Still, the most dynamically evolving section of emoji world is the non-emotional one, that one describing our contemporary, that one where Unicode is ceaselessly removing or redefining elements, adding new ones. On collective demand, the gun emoji is removed, and online projects such as hijabemoji.org can succeed in having a veiled female figure pictured on mobile keyboards worldwide.
The debate involving the emoji world is therefore the same debate involving language, with the same complexity of issues in  gender, community, religion, equality in access and representation that is contributing to  shape languages nowadays.
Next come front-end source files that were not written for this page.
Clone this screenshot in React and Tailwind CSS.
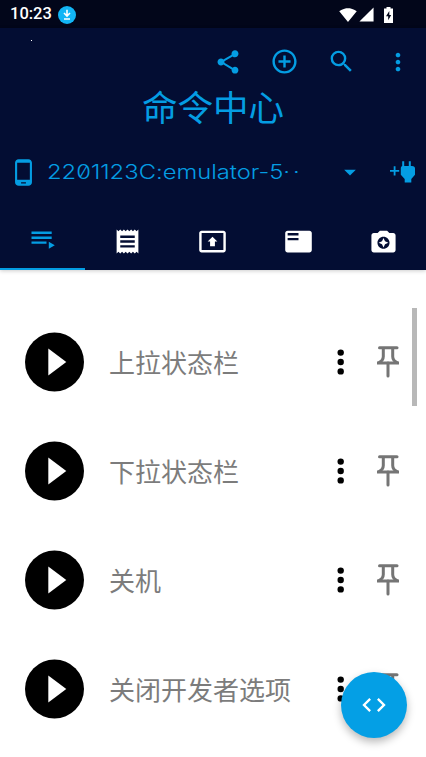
import React from 'react';
import {
  MdArrowDropDown,
  MdCameraEnhance,
  MdCode,
  MdControlPoint,
  MdFeaturedPlayList,
  MdMoreVert,
  MdPhoneAndroid,
  MdPresentToAll,
  MdReceipt,
  MdSearch,
  MdShare,
  MdSignalCellular4Bar,
  MdSignalWifi4Bar,
} from 'react-icons/md';

const commands = ['上拉状态栏', '下拉状态栏', '关机', '关闭开发者选项'];

function DownloadBadge() {
  return (
    <svg width="18" height="18" viewBox="0 0 18 18" className="ml-[6px]">
      <circle cx="9" cy="9" r="9" fill="#12b5f5" />
      <path d="M9 3.800v6M6 7l3 3 3-3M6 13h6" fill="none" stroke="#fff" strokeWidth="1.600" />
    </svg>
  );
}

function BatteryIcon() {
  return (
    <svg width="9" height="16" viewBox="0 0 9 16" className="ml-[9px]">
      <path d="M2.500 0h4v1.500H9V16H0V1.500h2.500z" fill="#fff" />
      <path d="M5.300 4L2 9.300h2.200V13.200L7.200 8H5.300z" fill="#02061a" />
    </svg>
  );
}

function PlugIcon() {
  return (
    <svg width="26" height="24" viewBox="0 0 26 24" fill="#049de3">
      <path d="M0 10h3.700V6.300h1.800V10h3.700v1.800H5.500v3.700H3.700v-3.700H0z" />
      <path d="M12.200 1.200h2V6h4.600V1.200h2V6h1.200c2 0 3 1 3 2.600v6.200l-3.700 4.200v3.500h-6.600V19l-3.900-4.200V8.600c0-1.600.8-2.200 1.400-2.600z" />
    </svg>
  );
}

function QueueIcon() {
  return (
    <svg width="28" height="28" viewBox="0 0 28 28" fill="#049de3">
      <path d="M2.500 5.500h20.200v2.500H2.500zM2.500 10.500h20.200v2.500H2.500zM2.500 15.500h15v2.200h-15zM19.800 15.800v7l6-3.500z" />
    </svg>
  );
}

function PlayIcon() {
  return (
    <svg width="60" height="60" viewBox="0 0 60 60">
      <circle cx="30.500" cy="30" r="29.500" fill="#000" />
      <path d="M24.300 16.500v27l18-13.500z" fill="#fff" />
    </svg>
  );
}

function PinIcon() {
  return (
    <svg width="24" height="34" viewBox="0 0 24 34" fill="none" stroke="#757575" strokeWidth="3">
      <path d="M3.500 2.700h17.500" strokeLinecap="round" />
      <path d="M7.300 3v8.500c0 3-1.700 5-5 6.500M16.700 3v8.500c0 3 1.700 5 5 6.500" />
      <path d="M1 18h22" />
      <path d="M12 18v13" strokeLinecap="round" />
    </svg>
  );
}

function CommandRow({ name }) {
  return (
    <li className="flex h-[109px] shrink-0 items-center">
      <PlayIcon />
      <span className="ml-[25px] flex-1 whitespace-nowrap text-[26px] text-[#7c7c7c]">{name}</span>
      <svg width="8" height="28" viewBox="0 0 8 28" className="mr-8">
        <circle cx="4.700" cy="4.600" r="3.200" />
        <circle cx="4.700" cy="14" r="3.200" />
        <circle cx="4.700" cy="23.400" r="3.200" />
      </svg>
      <PinIcon />
    </li>
  );
}

export default function App() {
  return (
    <div className="relative flex h-[757px] w-[426px] flex-col overflow-hidden bg-white font-['Noto_Sans_CJK_SC',sans-serif]">
      <div className="flex h-7 shrink-0 items-center bg-[#02061a] pt-px pl-[10px] pr-[33px] text-white">
        <span className="font-['Roboto',sans-serif] text-[16.500px] font-medium">10:23</span>
        <DownloadBadge />
        <MdSignalWifi4Bar size={18} className="ml-auto" />
        <MdSignalCellular4Bar size={17} className="ml-[1px]" />
        <BatteryIcon />
      </div>

      <header className="z-10 flex h-[242px] shrink-0 flex-col bg-[#030d33] text-[#049de3] shadow-[0_1px_4px_rgba(0,0,0,0.2)]">
        <div className="flex h-[53px] items-end justify-end gap-[28px] pr-[14.500px] pb-[5px]">
          <span className="mr-auto mb-[35px] ml-[31px] h-px w-px bg-white" />
          <MdShare size={28} />
          <MdControlPoint size={29} />
          <MdSearch size={29} />
          <MdMoreVert size={28} />
        </div>
        <h1 className="h-[51px] text-center text-[35.500px] leading-[49px]">命令中心</h1>

        <div className="flex h-20 items-center pr-[10px] pl-[9px]">
          <MdPhoneAndroid size={29} />
          <span className="ml-[9px] flex-1 origin-left scale-x-[1.220] whitespace-nowrap pt-[2px] font-['Inter',sans-serif] text-[19.500px] font-light [font-feature-settings:'zero']">
            2201123C:emulator-5<span className="tracking-[2.500px]">··</span>
          </span>
          <MdArrowDropDown size={28} className="mr-[26px]" />
          <PlugIcon />
        </div>

        <nav className="grid h-[58px] grid-cols-5 text-white">
          <div className="flex items-center justify-center border-b-2 border-[#049de3]">
            <QueueIcon />
          </div>
          <div className="flex items-center justify-center">
            <MdReceipt size={29} />
          </div>
          <div className="flex items-center justify-center">
            <MdPresentToAll size={29} />
          </div>
          <div className="flex items-center justify-center">
            <MdFeaturedPlayList size={29} />
          </div>
          <div className="flex items-center justify-center">
            <MdCameraEnhance size={29} />
          </div>
        </nav>
      </header>

      <main className="flex min-h-0 flex-1 items-start overflow-hidden pt-[37px]">
        <ul className="flex flex-1 flex-col pl-6">
          {commands.map(name => (
            <CommandRow key={name} name={name} />
          ))}
        </ul>
        <div className="mt-px mr-[9px] ml-3 h-[98px] w-[5px] bg-[#b8b8b8]" />
      </main>

      <button
        type="button"
        className="absolute right-[19px] bottom-[19px] flex size-[66px] items-center justify-center rounded-full bg-[#049fe5] text-white shadow-[0_4px_9px_rgba(0,0,0,0.28)]"
      >
        <MdCode size={28} />
      </button>
    </div>
  );
}
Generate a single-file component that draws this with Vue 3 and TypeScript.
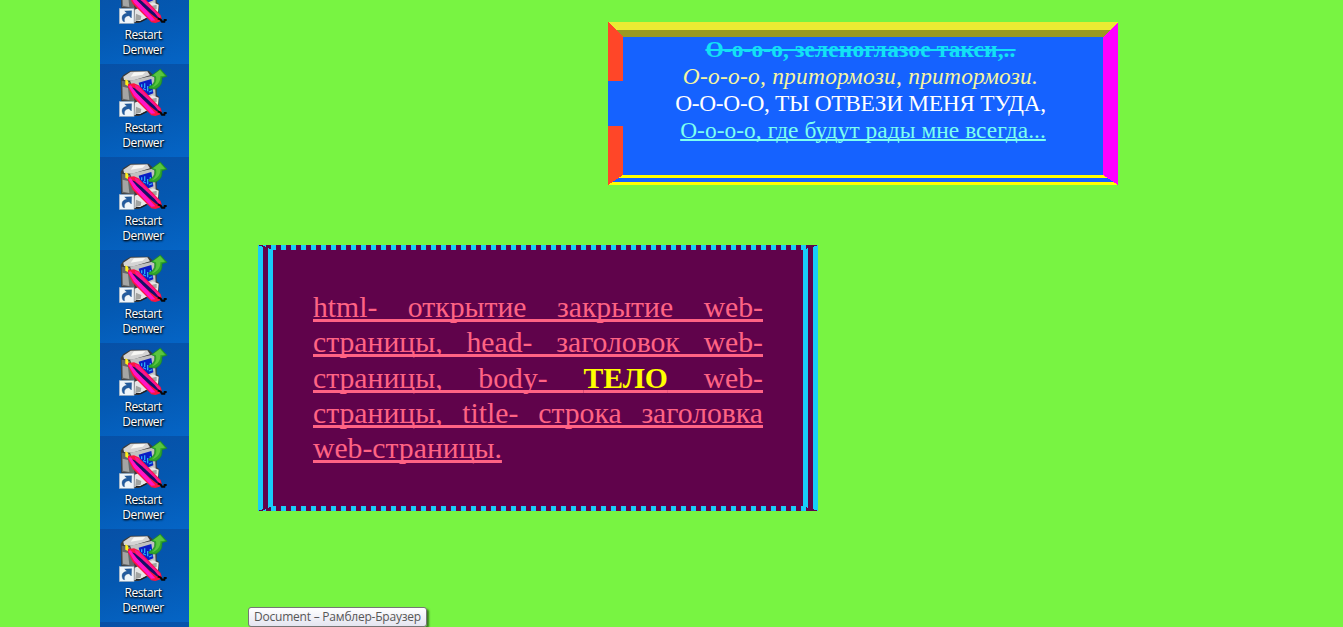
<script setup lang="ts">
const shortcuts: number[] = Array.from({ length: 7 }, (_, i) => i)
const dashes: number[] = Array.from({ length: 54 }, (_, i) => 13 + i * 10)
</script>

<template>
  <div class="page">
    <aside class="strip">
      <div v-for="n in shortcuts" :key="n" class="tile">
        <svg class="icon" width="60" height="56" viewBox="0 0 180 168">
          <path d="M20 44 L28 33 L50 20 L104 20 L128 42 L128 94 L136 100 L134 124 L74 156 L60 156 L60 112 L22 112Z" fill="#3a3c3e" />
          <path d="M28 38 L50 23 L100 22 L108 34 L62 48 L52 50 L30 48Z" fill="#d4d4d4" />
          <path d="M60 25 L94 24 L86 32 L50 38Z" fill="#f7f7f4" />
          <path d="M23 50 L48 54 L62 112 L24 108Z" fill="#66686a" />
          <path d="M26 68 L42 72 L46 108 L27 104Z" fill="#a4a5a4" />
          <path d="M48 50 L122 34 L125 98 L70 108Z" fill="#c0c1c0" />
          <path d="M74 56 L112 45 L118 88 L98 96 L82 84Z" fill="#0a1ec4" />
          <path d="M83 61 v9 M92 58 v14 M101 66 v16 M109 60 v14 M87 74 l9 4 M105 84 l10 -4" fill="none" stroke="#2aa8f5" stroke-width="4" />
          <path d="M62 116 L116 94 L134 101 L132 122 L74 153 L61 153Z" fill="#e6e6e6" />
          <path d="M66 128 L82 135 L80 146 L64 150Z M108 106 L128 101 L128 114 L116 118Z" fill="#a1a3a1" />
          <path d="M65 152 L80 152 L98 143" fill="none" stroke="#202124" stroke-width="4" />
          <path d="M34 46 L42 50 L44 60 L42 66 L34 62Z" fill="#ffee1c" />
          <path d="M42 60 L60 58 L74 64 L140 132 L144 146 L136 152 L124 156 L112 154 L56 98 L42 70Z" fill="#fb1440" />
          <path d="M43 66 L50 64 L124 148 L112 149 L60 95Z" fill="#ff14c8" />
          <path d="M62 62 L72 66 L139 135 L137 143 L66 74Z" fill="#ff1290" />
          <path d="M54 70 L62 73 L84 91 L106 111 L122 126 L135 142 L128 142 L108 126 L88 107 L68 87Z" fill="#14106a" />
          <path d="M131 142 L140 146 L144 152 L151 152 L152 147 L158 147" fill="none" stroke="#050507" stroke-width="6" />
          <path d="M106 74 L124 75 C141 68 145 56 144 41 L159 37 L139 15 L112 35 L122 39 C124 52 119 62 104 69Z" fill="#2ea52b" stroke="#1d8429" stroke-width="2" />
          <path d="M114 70 C134 64 140 50 139 37 L153 35 L138 18 L117 34 L126 37 C129 51 125 60 114 70Z" fill="#5ac63f" />
          <rect x="16" y="113" width="44" height="44" fill="#eef5fa" stroke="#a7b4c0" stroke-width="2" />
          <path d="M27 151 C20 137 27 128 39 127 L32 120 L53 119 L52 141 L45 134 C35 135 29 141 32 152Z" fill="#235c9f" stroke="#174779" stroke-width="1" />
        </svg>
        <div class="label"><span>Restart</span><span>Denwer</span></div>
      </div>
      <div class="tile"></div>
    </aside>

    <main class="content">
      <section class="song">
        <svg class="frame" width="510" height="163" shape-rendering="crispEdges">
          <path d="M0 0H510L495 15H15Z" fill="#ebeb33" />
          <path d="M8 8H502L495 15H15Z" fill="#999922" />
          <path d="M0 0L15 15V59H0Z M0 104H15V153L0 163Z" fill="#ff4628" />
          <path d="M510 0L495 15V153L510 163Z" fill="#ff00ff" />
          <path d="M15 153H495L499.5 156H10.5Z M4.5 160H505.5L510 163H0Z" fill="#ffff00" />
        </svg>
        <p class="line struck">О-о-о-о, зеленоглазое такси,..</p>
        <p class="line slanted">О-о-о-о, притормози, притормози.</p>
        <p class="line upper">О-о-о-о, ты отвези меня туда,</p>
        <p class="line under">О-о-о-о, где будут рады мне всегда...</p>
      </section>

      <section class="tags">
        <svg class="frame" width="560" height="266" shape-rendering="crispEdges" fill="#18cdf8">
          <template v-for="x in dashes" :key="x">
            <rect :x="x" y="0" width="5" height="5" />
            <rect :x="x" y="261" width="5" height="5" />
          </template>
          <path d="M0 0L5 2V264L0 266Z M10 3L15 5V261L10 263Z M4 0H8V2Z M4 266H8V264Z" />
          <path d="M560 0L555 2V264L560 266Z M550 3L545 5V261L550 263Z" />
        </svg>
        <p class="tagtext">html- открытие закрытие web-страницы, head- заголовок web-страницы, body- <b>ТЕЛО</b> web-страницы, title- строка заголовка web-страницы.</p>
      </section>
    </main>

    <div class="tooltip"><span>Document – Рамблер-Браузер</span></div>
  </div>
</template>

<style>
body {
  margin: 0;
  overflow: hidden;
}
</style>

<style scoped>
.page {
  position: relative;
  display: flex;
  box-sizing: border-box;
  width: 1343px;
  height: 627px;
  padding-left: 100px;
  overflow: hidden;
  background: #78f442;
  font-family: "Liberation Serif", "Times New Roman", serif;
}
.strip {
  flex: none;
  display: flex;
  flex-direction: column;
  width: 89px;
  height: 656px;
  margin-top: -29px;
}
.tile {
  flex: none;
  height: 93px;
  background: linear-gradient(165deg, #0750a6 0%, #0458b1 50%, #0565c6 100%);
}
.icon {
  display: block;
  margin-left: 14px;
}
.label {
  display: flex;
  flex-direction: column;
  align-items: center;
  margin-left: -3px;
  color: #fff;
  font: 12px/15px "Open Sans", "Noto Sans", sans-serif;
  letter-spacing: -0.4px;
  text-shadow: 1px 1px 2px #000, 0 1px 2px rgba(0, 0, 0, 0.8);
}
.content {
  flex: 1;
}
.song,
.tags {
  position: relative;
  box-sizing: border-box;
}
.frame {
  position: absolute;
  inset: 0;
}
.song {
  width: 510px;
  height: 163px;
  margin: 22px 0 0 419px;
  padding: 14px 15px 0;
  background: #1562ff;
  text-align: center;
}
.line {
  margin: 0 5px 0 0;
  font-size: 23.4px;
  line-height: 27px;
  white-space: nowrap;
}
.struck {
  color: #12e2f5;
  font-weight: bold;
  letter-spacing: 0.14px;
  text-decoration: line-through;
}
.slanted {
  color: #f5f5a0;
  font-style: italic;
  letter-spacing: 0.25px;
}
.upper {
  color: #fff;
  letter-spacing: -0.31px;
  text-transform: uppercase;
}
.under {
  margin-right: 0;
  color: #7dfff0;
  letter-spacing: 0.05px;
  text-decoration: underline;
  text-decoration-thickness: 2px;
  text-decoration-skip-ink: none;
}
.tags {
  width: 560px;
  height: 266px;
  margin: 60px 0 0 69px;
  padding: 45px 55px;
  background: #60034b;
}
.tagtext {
  margin: 0;
  color: #ff6384;
  font-size: 29.7px;
  line-height: 35.25px;
  text-align: justify;
  text-decoration: underline;
  text-decoration-thickness: 3px;
  text-decoration-skip-ink: none;
}
.tagtext b {
  color: #ffff00;
}
.tooltip {
  position: absolute;
  left: 248px;
  top: 607px;
  box-sizing: border-box;
  width: 179px;
  height: 20px;
  border: 1px solid #767676;
  border-radius: 3px;
  background: linear-gradient(#fff, #e4e5f0);
  box-shadow: 2px 2px 2px rgba(0, 0, 0, 0.5);
  color: #575757;
  font: 12px/18px "Open Sans", "Noto Sans", sans-serif;
  text-align: center;
  white-space: nowrap;
}
.tooltip span {
  letter-spacing: -0.22px;
}
</style>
In Italy, for instance, the Scritture Brevi project has explored the possibility to use emojis as the only font for writing entire texts, even rewriting literary masterpieces; still, some years ago, a musician like Oneohtrix Point Never could already tell the story of a whole life in all its disproportioned intensity through a 4’17’’ emoji chain in Boring Angel.

Images are just joining alphabets in their work, and where reductionism and oversimplification were feared, not even images can answer any longer those doubts in interpretation that used to affect written texts in pre-digital era (“…what would this mean for real?”). In times when machine-based learning is gaining a higher momentum, envisioning the realistic dream of a machine-generated writing excluding all human action (the “non-creative writing” recently pictured by Kenneth Goldsmith in CTRL+C CTRL+V), images and pictograms are integrating text, rather than discarding it, joining the realm of tools of expression for positions and concepts that are still rooted into words. After four decades of emoticons, an expansion of language is taking place, rather than a substitution, an evolution which is constantly in process, aiming to inhabit our perceivable world, which is more and more a world of interfaces.